What you are asked to do: Which lines in the records below contain the word "this"? Copy each one out.

--

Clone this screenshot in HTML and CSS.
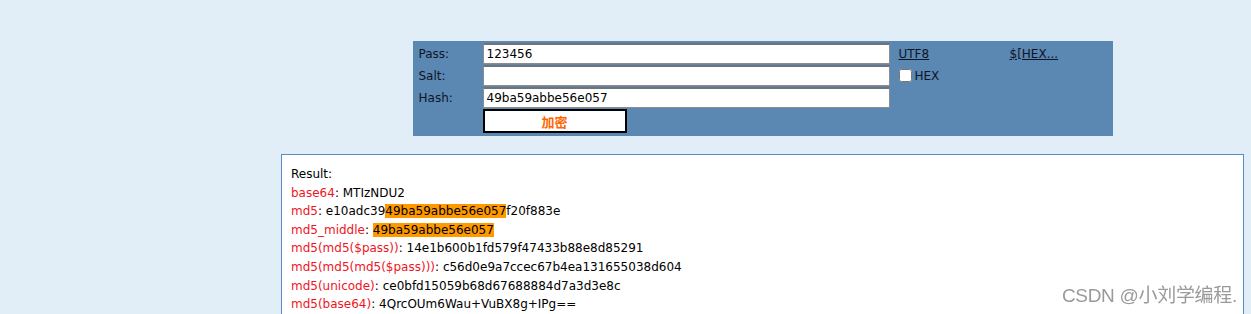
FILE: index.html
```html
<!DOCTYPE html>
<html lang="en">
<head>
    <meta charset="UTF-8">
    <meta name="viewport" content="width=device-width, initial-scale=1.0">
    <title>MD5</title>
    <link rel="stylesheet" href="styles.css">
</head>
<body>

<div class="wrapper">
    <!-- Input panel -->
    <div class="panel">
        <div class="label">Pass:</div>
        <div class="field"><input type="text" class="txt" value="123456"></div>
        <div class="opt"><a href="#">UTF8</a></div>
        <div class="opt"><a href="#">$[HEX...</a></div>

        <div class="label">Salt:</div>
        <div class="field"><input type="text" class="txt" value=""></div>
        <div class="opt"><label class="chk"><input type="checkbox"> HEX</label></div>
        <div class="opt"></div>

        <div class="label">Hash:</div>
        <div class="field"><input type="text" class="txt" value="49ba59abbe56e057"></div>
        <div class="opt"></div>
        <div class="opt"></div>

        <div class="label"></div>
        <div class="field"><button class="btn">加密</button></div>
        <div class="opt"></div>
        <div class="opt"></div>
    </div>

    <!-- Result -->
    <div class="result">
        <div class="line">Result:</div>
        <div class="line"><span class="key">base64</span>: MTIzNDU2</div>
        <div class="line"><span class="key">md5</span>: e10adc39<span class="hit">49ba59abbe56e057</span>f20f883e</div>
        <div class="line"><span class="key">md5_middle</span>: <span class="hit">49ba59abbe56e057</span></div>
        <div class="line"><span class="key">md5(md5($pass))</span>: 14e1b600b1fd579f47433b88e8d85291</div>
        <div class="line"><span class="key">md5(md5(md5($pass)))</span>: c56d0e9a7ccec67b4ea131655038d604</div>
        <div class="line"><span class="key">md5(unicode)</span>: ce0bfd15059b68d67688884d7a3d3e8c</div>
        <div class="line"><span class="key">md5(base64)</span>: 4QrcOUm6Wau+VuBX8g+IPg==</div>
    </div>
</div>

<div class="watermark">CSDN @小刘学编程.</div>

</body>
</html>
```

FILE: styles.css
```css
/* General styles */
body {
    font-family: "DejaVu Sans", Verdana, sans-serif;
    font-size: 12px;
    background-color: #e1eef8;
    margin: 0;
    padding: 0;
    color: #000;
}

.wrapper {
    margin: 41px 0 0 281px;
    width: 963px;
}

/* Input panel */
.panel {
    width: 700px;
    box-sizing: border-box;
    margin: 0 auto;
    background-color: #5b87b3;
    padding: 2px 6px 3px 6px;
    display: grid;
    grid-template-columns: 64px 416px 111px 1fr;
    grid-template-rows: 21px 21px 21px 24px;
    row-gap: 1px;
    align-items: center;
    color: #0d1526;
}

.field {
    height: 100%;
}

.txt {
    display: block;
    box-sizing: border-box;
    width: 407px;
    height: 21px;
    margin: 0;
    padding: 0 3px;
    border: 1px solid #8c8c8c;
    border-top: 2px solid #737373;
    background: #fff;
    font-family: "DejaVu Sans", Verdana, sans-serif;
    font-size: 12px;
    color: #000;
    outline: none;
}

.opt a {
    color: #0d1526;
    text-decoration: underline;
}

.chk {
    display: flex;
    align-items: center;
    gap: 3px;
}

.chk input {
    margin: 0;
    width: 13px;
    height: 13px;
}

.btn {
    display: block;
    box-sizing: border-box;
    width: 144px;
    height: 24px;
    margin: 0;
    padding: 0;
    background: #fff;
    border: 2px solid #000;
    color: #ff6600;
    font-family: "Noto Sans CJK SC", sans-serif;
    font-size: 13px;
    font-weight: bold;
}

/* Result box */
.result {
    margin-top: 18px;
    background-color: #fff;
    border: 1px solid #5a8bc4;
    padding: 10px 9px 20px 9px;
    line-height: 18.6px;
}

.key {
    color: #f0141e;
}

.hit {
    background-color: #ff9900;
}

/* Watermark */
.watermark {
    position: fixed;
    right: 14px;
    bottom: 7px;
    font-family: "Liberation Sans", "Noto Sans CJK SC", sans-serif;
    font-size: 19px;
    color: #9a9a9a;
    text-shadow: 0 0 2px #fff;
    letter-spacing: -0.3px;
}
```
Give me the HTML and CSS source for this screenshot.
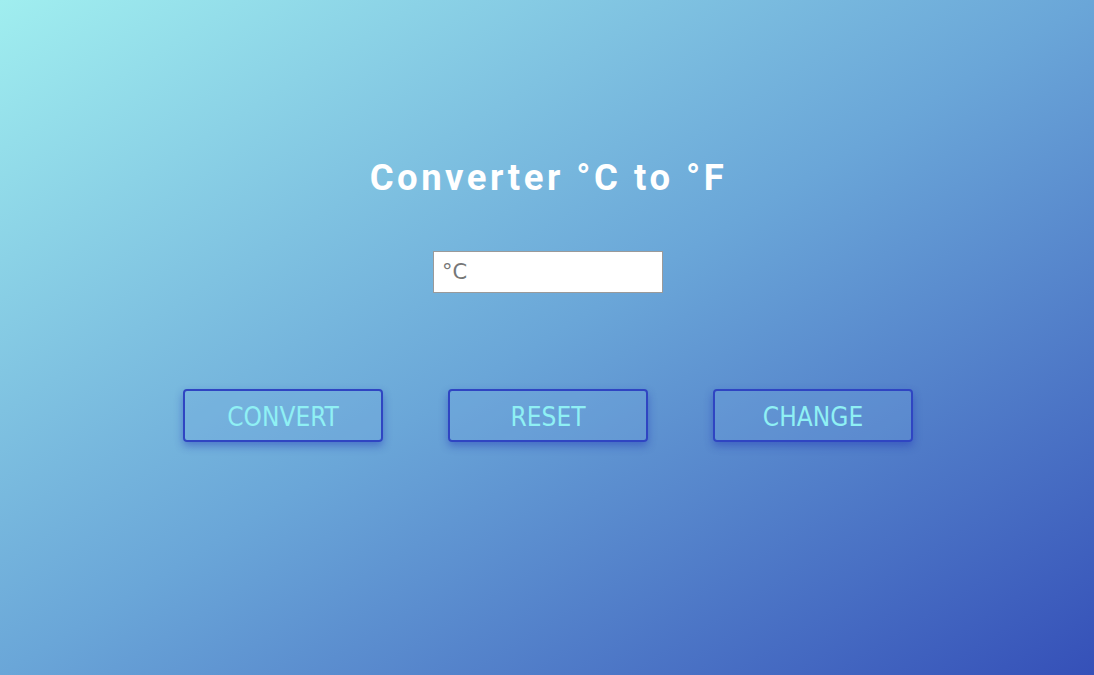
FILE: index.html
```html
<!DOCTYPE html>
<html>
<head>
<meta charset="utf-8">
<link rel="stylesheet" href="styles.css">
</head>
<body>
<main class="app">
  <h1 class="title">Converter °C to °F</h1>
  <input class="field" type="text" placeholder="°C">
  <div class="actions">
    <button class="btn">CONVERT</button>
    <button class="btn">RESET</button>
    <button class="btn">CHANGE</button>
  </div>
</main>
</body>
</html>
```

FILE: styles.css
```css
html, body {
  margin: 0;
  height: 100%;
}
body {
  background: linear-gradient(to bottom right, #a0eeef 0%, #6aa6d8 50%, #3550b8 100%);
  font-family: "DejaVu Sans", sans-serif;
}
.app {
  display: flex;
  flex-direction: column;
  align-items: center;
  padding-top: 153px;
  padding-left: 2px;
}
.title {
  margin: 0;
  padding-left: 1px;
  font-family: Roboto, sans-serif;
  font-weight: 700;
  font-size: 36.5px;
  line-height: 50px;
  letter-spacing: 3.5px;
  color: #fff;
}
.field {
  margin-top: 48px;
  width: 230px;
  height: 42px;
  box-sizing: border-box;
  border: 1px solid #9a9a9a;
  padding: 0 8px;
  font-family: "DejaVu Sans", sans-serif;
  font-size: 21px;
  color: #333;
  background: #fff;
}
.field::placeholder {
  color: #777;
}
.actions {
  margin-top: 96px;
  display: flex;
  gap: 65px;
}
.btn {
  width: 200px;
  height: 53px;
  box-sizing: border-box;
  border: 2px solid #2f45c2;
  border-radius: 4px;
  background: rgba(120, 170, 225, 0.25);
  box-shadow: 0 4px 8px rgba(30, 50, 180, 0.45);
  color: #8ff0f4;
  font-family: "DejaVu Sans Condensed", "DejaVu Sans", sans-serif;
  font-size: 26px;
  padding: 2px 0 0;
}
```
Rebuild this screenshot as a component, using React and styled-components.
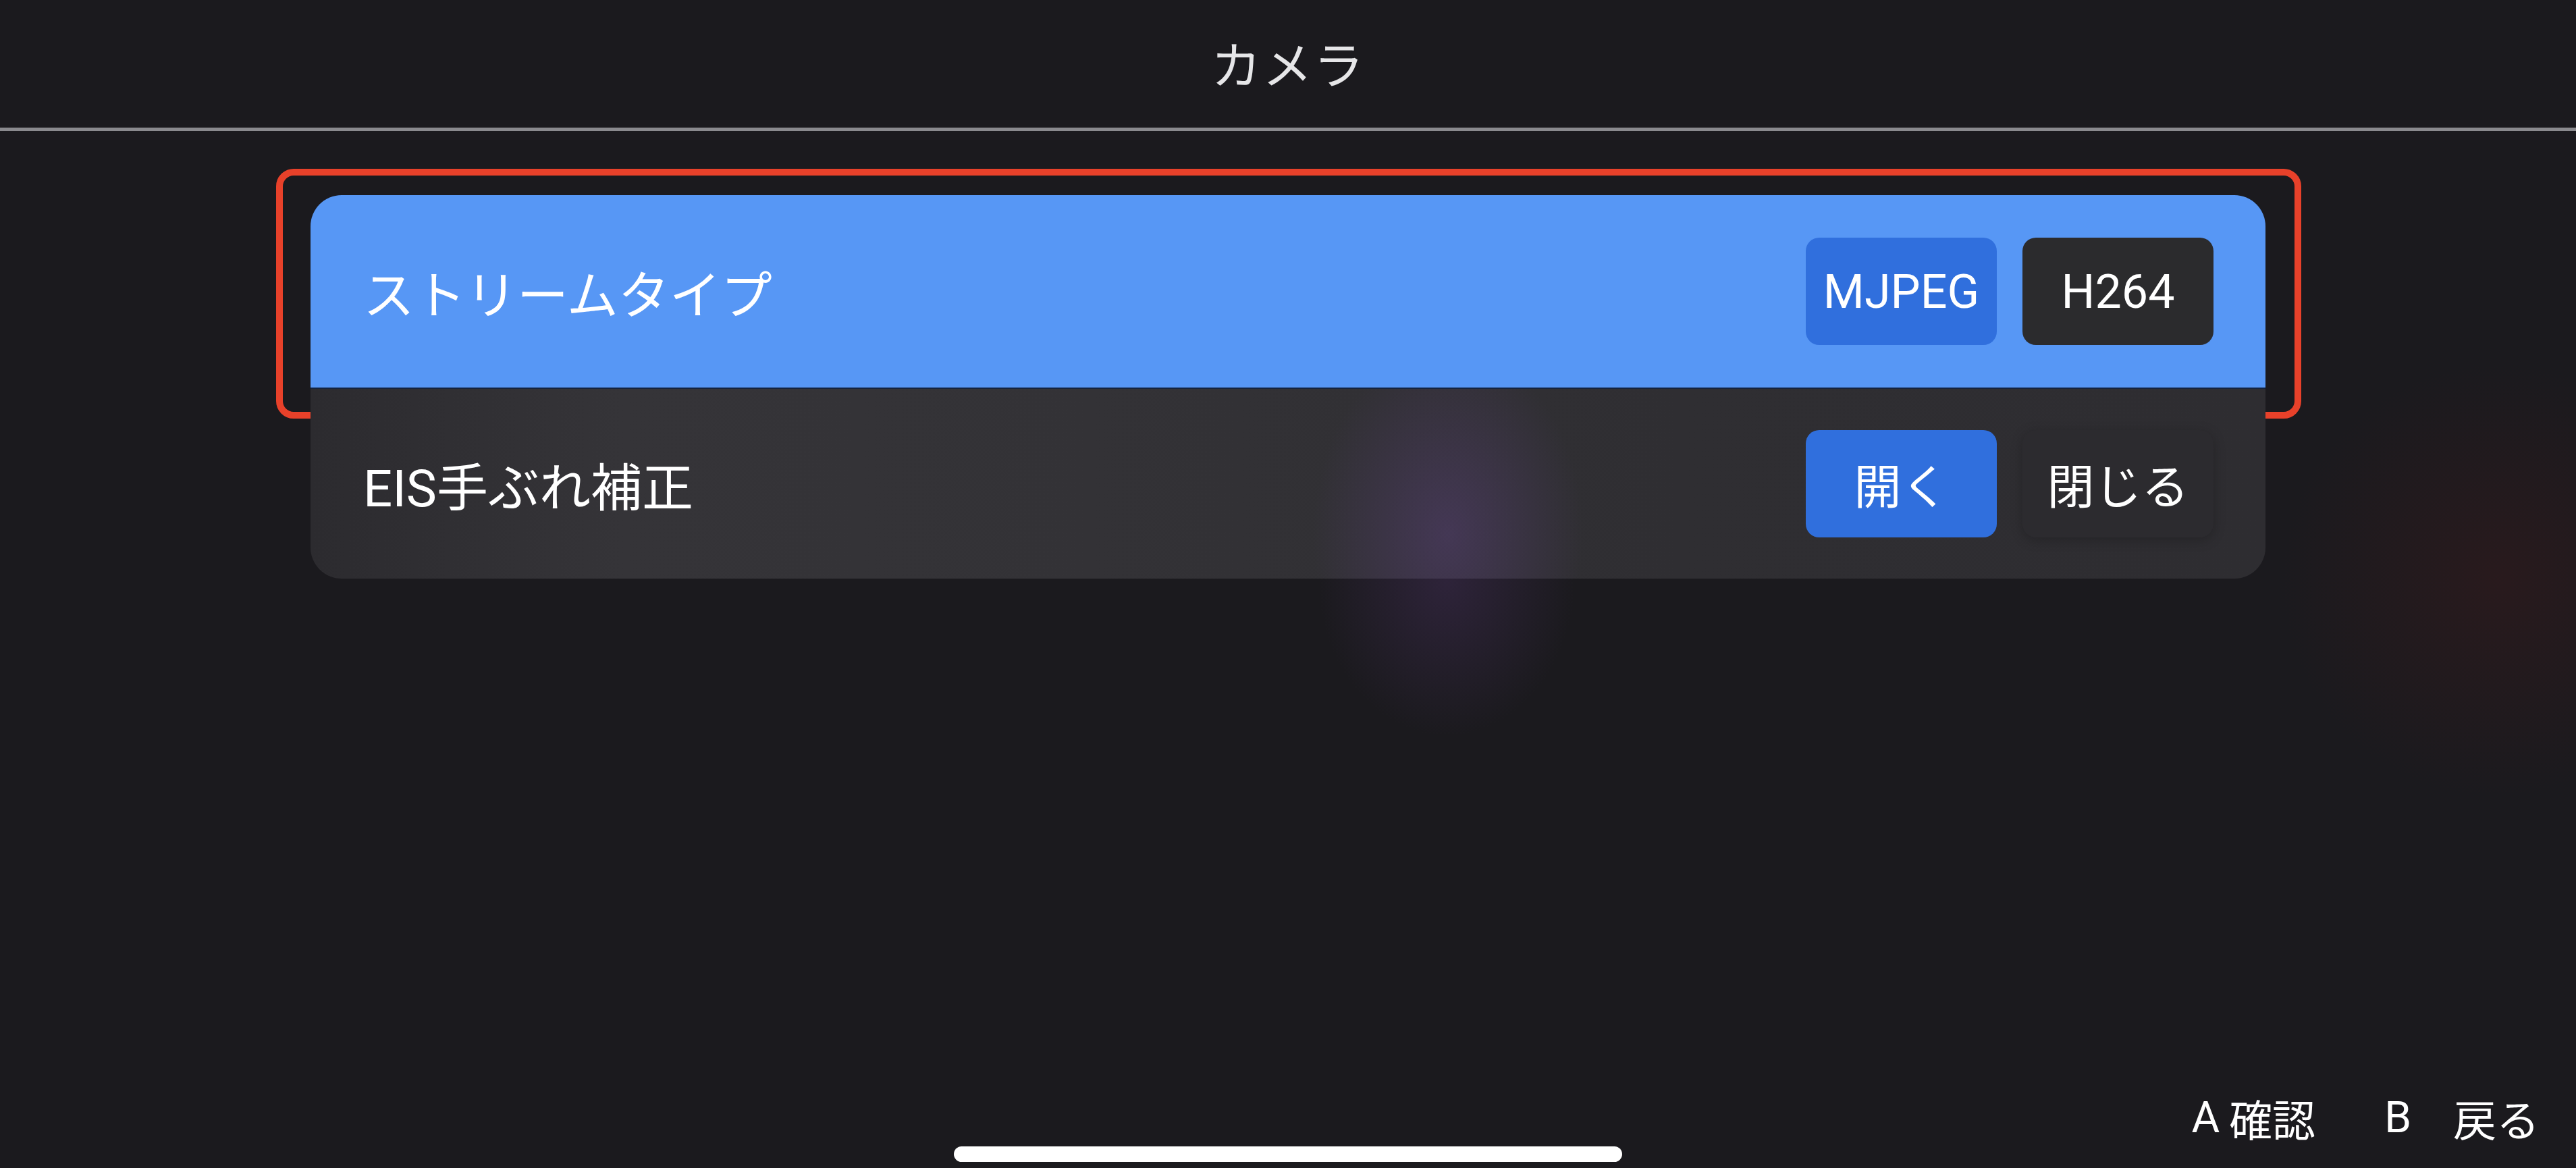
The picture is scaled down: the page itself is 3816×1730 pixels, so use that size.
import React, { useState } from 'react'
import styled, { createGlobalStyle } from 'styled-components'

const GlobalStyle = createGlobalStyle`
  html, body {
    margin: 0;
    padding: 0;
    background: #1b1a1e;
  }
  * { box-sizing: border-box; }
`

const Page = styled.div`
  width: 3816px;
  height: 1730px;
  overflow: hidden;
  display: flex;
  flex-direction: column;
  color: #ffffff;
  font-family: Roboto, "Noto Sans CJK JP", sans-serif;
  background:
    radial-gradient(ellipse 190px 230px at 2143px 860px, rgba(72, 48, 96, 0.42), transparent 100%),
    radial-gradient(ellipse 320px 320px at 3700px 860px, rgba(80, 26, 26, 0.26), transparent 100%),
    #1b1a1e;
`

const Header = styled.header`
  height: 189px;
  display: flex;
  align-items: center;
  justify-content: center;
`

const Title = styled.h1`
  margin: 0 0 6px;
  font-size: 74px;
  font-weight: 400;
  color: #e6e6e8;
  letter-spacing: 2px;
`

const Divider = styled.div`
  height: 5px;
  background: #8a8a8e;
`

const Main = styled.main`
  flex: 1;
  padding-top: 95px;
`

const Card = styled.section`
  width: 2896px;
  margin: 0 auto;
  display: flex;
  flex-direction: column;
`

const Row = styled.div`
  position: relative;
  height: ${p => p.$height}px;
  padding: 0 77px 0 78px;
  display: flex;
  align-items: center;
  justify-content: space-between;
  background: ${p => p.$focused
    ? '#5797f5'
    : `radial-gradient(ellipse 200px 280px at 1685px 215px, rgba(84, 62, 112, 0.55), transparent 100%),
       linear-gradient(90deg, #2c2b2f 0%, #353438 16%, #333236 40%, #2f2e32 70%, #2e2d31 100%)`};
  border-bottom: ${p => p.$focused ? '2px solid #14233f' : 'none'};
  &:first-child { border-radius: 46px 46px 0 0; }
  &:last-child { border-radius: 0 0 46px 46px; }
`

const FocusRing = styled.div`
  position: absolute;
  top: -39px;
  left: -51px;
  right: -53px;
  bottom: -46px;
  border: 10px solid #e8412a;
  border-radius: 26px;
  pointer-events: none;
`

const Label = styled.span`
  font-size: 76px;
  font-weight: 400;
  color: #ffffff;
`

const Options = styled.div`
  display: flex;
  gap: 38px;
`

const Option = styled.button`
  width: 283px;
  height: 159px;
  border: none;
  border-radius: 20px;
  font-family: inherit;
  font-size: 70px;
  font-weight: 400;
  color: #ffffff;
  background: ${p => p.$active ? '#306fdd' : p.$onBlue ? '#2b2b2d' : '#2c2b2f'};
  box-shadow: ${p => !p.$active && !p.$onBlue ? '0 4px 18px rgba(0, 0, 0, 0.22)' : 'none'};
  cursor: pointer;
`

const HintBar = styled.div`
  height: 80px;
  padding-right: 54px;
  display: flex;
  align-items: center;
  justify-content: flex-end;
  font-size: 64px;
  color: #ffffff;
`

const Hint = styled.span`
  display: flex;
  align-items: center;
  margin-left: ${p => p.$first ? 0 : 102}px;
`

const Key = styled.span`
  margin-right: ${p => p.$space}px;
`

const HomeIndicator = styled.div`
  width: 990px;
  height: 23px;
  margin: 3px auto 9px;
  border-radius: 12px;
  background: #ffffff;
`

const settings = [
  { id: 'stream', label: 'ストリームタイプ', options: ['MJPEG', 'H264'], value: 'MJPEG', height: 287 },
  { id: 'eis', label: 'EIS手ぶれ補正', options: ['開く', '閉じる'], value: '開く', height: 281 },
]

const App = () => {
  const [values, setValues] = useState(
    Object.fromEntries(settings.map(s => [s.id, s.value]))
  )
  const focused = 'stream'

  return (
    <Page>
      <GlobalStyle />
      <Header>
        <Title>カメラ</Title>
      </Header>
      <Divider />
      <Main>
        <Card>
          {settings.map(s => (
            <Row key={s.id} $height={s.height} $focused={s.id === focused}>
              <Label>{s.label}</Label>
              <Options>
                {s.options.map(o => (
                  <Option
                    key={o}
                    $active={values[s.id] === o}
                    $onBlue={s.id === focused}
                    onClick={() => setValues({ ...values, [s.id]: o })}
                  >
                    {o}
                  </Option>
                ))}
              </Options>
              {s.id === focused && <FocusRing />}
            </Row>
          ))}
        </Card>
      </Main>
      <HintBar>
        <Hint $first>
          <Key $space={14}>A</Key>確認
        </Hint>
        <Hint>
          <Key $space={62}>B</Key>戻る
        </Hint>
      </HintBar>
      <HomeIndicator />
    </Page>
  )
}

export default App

--

Correct output:
Clone this screenshot in HTML and CSS.
Give me the HTML and CSS source for this screenshot.
Rebuild this screenshot as a component, using React and styled-components.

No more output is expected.